The '10' is a ratio of the linux figure of 'available memory', so 10% of available memory. NOT total memory. This means that when lot of memory is used by other processes, the figure of available memory shrinks, and thus the threshold for writing out gets smaller, making linux perform writing out dirty blocks earlier.
This writing of dirty pages from the page cache is done by kernel threads independent from userland processes. This means that as long as the kernel threads can keep up, the userland processes experience memory latency.
So far, so good...
Another kernel parameter is
vm.dirty_ratio which by default is set at 20% of available memory (please mind the importance of 'available memory' versus total memory again). This threshold is the definition of the limit of dirty pages allowed to prevent from flooding the memory with dirty pages.
I originally wrote:
If this threshold is crossed, there are too many dirty pages in memory, and any next writes therefore are done directly to disk, so no more memory is taken by another write request.
However, after studying the kernel code (page-writeback.c) I found this is incorrect. The direct action I was referring to is part of what is happening: when free memory gets below a certain amount, a task will scan for free pages itself, which is called direct memory reclaim. However, it will not make sense to start pounding a file directly if dirty_ratio is crossed, because there is a fair chance that the reason dirty_ratio was crossed was because of IO congestion in the first place.
In most cases, when this ratio is crossed, the kernel threads are already writing, but because disk writes are slower than memory writes, the kernel threads could not keep up with the generation of dirty pages. That has the implication that writes are probably already happening and outstanding, so that the process now doing direct IO not only will have to wait for disk latency instead of memory latency, but also have to queue its IOs behind the already outstanding IO requests, which likely gives them significantly higher latency.
Is also not true. The below balancing is what will happen and thus take more intrusive action, which is how the generation of dirty pages and thus IO write requests is throttled. A task will have to wait.
But there is another mechanism in play that is not widely known as far as I know, which is called 'dirty pages balancing'. This balancing mechanism is provided with the kernel function balance_dirty_pages() and kicks in when a writing process crosses the (vm.dirty_background_ratio + vm.dirty_ratio)/2 limit, so halfway between these parameters. The goal is to prevent the process from reaching vm.dirty_ratio by STALLING the process.
This means that when the process is writing, and is crosses this 'balancing threshold', it could be put to sleep to throttle it, for the sake of preventing it from overloading the system with writes.
This is the exact line that puts a writing process to sleep. Because this is done in a write call, this shows itself as a write taking more time than others, the process being in the D (uninterruptible sleep) state. Because there are no indicators for this sleeping mechanism to have been executed, this can be quite puzzling.
Doing buffered IO is perfectly fine for doing small scale tasks, and the caching really improves the sense of performance.
However, when you use an application that writes significant amounts of data, such as a database, then linux might interfere with writing, which can show itself with varying latency times.
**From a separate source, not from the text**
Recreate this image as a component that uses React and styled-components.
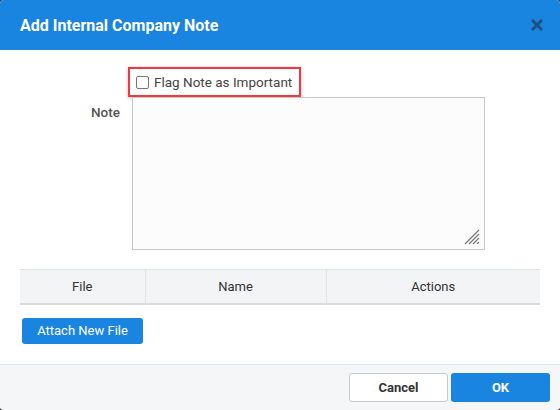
import React from "react";
import styled, { createGlobalStyle } from "styled-components";

const Global = createGlobalStyle`
  html, body { margin: 0; padding: 0; background: #3a3a3a; }
  body { font-family: Roboto, "Liberation Sans", Arial, sans-serif; }
  * { box-sizing: border-box; }
`;

const Dialog = styled.div`
  width: 560px;
  height: 410px;
  background: #fff;
  border-radius: 4px;
  overflow: hidden;
  display: flex;
  flex-direction: column;
`;

const Header = styled.div`
  height: 50px;
  flex: none;
  background: #1a84e1;
  display: flex;
  align-items: center;
  justify-content: space-between;
  padding: 0 16px 0 20px;
`;

const Title = styled.h1`
  margin: 0;
  font-size: 16px;
  font-weight: 700;
  color: #fff;
  letter-spacing: 0;
`;

const Close = styled.button`
  border: 0;
  background: none;
  padding: 0;
  width: 14px;
  height: 14px;
  display: flex;
  align-items: center;
  justify-content: center;
  cursor: pointer;
`;

const Body = styled.div`
  flex: 1;
  padding: 17px 20px 0 20px;
  display: flex;
  flex-direction: column;
`;

const FormRow = styled.div`
  display: grid;
  grid-template-columns: 100px 353px;
  column-gap: ${(p) => p.$gap || 12}px;
  align-items: start;
`;

const Label = styled.label`
  text-align: right;
  font-size: 13.5px;
  font-weight: 500;
  color: #555;
  padding-top: ${(p) => p.$top || 0}px;
`;

const Highlight = styled.label`
  width: 173px;
  height: 30px;
  border: 2px solid #f0393e;
  box-shadow: 0 1px 4px rgba(0, 0, 0, 0.25);
  display: flex;
  align-items: center;
  gap: 5px;
  padding-left: 6px;
  font-size: 13.5px;
  color: #444;
  cursor: pointer;
`;

const Box = styled.span`
  width: 13px;
  height: 13px;
  border: 1px solid #777;
  border-radius: 2px;
  background: #fff;
  flex: none;
`;

const AreaWrap = styled.div`
  position: relative;
  width: 353px;
  height: 153px;
`;

const TextArea = styled.textarea`
  width: 353px;
  height: 153px;
  border: 1px solid #c8c8c8;
  border-radius: 0;
  background: #fcfcfc;
  resize: none;
  font-family: inherit;
  font-size: 13px;
  outline: none;
  padding: 6px;
  display: block;
`;

const Grip = styled.svg`
  position: absolute;
  right: 5px;
  bottom: 5px;
  pointer-events: none;
`;

const Table = styled.table`
  margin-top: 19px;
  width: 520px;
  border-collapse: collapse;
  table-layout: fixed;
`;

const Th = styled.th`
  height: 34px;
  background: #f2f4f6;
  border-top: 1px solid #e1e3e5;
  border-bottom: 2px solid #d9dbdd;
  border-left: 1px solid #e1e3e5;
  font-size: 13px;
  font-weight: 400;
  color: #333;
  text-align: center;
  width: ${(p) => p.$w}px;
  &:first-child { border-left: 0; }
`;

const Primary = styled.button`
  border: 0;
  background: #1a84e1;
  color: #fff;
  font-family: inherit;
  font-size: 13px;
  font-weight: ${(p) => (p.$bold ? 700 : 400)};
  border-radius: 3px;
  width: ${(p) => p.$w}px;
  height: ${(p) => p.$h}px;
  padding: 0;
  cursor: pointer;
`;

const Attach = styled(Primary)`
  margin-top: 13px;
  margin-left: 2px;
  align-self: flex-start;
`;

const Footer = styled.div`
  height: 46px;
  flex: none;
  background: #f5f6f7;
  border-top: 1px solid #e2e3e4;
  display: flex;
  justify-content: flex-end;
  align-items: flex-start;
  gap: 3px;
  padding: 8px 10px 0 0;
`;

const Secondary = styled.button`
  width: 99px;
  height: 29px;
  border: 1px solid #c9c9c9;
  border-radius: 3px;
  background: #fff;
  color: #333;
  font-family: inherit;
  font-size: 13px;
  font-weight: 700;
  cursor: pointer;
`;

export default function App() {
  return (
    <>
      <Global />
      <Dialog>
        <Header>
          <Title>Add Internal Company Note</Title>
          <Close aria-label="Close">
            <svg width="12" height="12" viewBox="0 0 12 12">
              <path d="M2 2 L10 10 M10 2 L2 10" stroke="#1d4f80" strokeWidth="3" strokeLinecap="square" />
            </svg>
          </Close>
        </Header>
        <Body>
          <FormRow $gap={8}>
            <span />
            <Highlight>
              <Box />
              Flag Note as Important
            </Highlight>
          </FormRow>
          <FormRow $gap={12}>
            <Label $top={7}>Note</Label>
            <AreaWrap>
              <TextArea />
              <Grip width="16" height="16" viewBox="0 0 16 16">
                <path
                  d="M1 15 L15 1 M5 15 L15 5 M9 15 L15 9 M13 15 L15 13"
                  stroke="#777"
                  strokeWidth="1.2"
                  fill="none"
                />
              </Grip>
            </AreaWrap>
          </FormRow>
          <Table>
            <thead>
              <tr>
                <Th $w={125}>File</Th>
                <Th $w={181}>Name</Th>
                <Th $w={214}>Actions</Th>
              </tr>
            </thead>
          </Table>
          <Attach $w={121} $h={26}>Attach New File</Attach>
        </Body>
        <Footer>
          <Secondary>Cancel</Secondary>
          <Primary $w={99} $h={29} $bold>OK</Primary>
        </Footer>
      </Dialog>
    </>
  );
}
The one mechanism Linux has is to stall writes to make sure memory is not swamped with dirty pages. The common tunables for this are vm.dirty_background_bytes, vm.dirty_background_ratio, vm.dirty_bytes, vm.dirty_ratio, for which either ratio relative to available memory or an absolute amount should be set. The last one of either bytes or ratio set will be the one the kernel uses.
At the end of the day there is no way that the disk/block device speed can improved, only the gracefulness that the oversubscription can be handled by linux.